The Way Back — Confess and Come Close
Pastor Bill calls the congregation to confess to God and to one another in genuine community, and to deliberately draw close to the Lord rather than to the line — closing with the illustration of his three-year-old grandson manipulating cookie rules to capture the heart of the original lie.
Memorable moments
what we move towards today will make our tomorrow
the first step moving away from God is always a small one
Sin will always take more from you than you ever wanted to give it, keep you longer than you ever wanted to stay, and will cost you more than you ever wanted to pay
The way of the sin starts easy and feels amazing and then destroys you
you need to come close to the Lord, not the line
Confessing to God gives us forgiveness.

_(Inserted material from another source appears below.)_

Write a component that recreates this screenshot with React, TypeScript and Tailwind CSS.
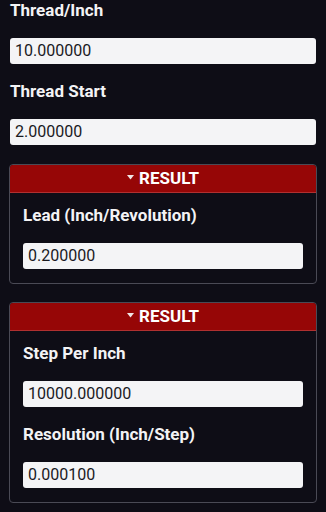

It says there when we confess to one another's, we find healing
Application
Pastor Bill closes with a direct challenge: identify where you are in the sin progression right now — something in every one of our lives sits at one of these four stages. The practical next steps are simple but costly. First, confess to God honestly, owning that the direction you have been moving leads away from real life, and couple that confession with repentance — actually turning toward what God has called you to do. Second, get into genuine community where you can be truly known, pray for one another, and help each other move the heavy things. And third, stop debating how close to the line you can get; instead, ask how close you can get to the Lord. The further you draw toward Him, the further you naturally move from destruction.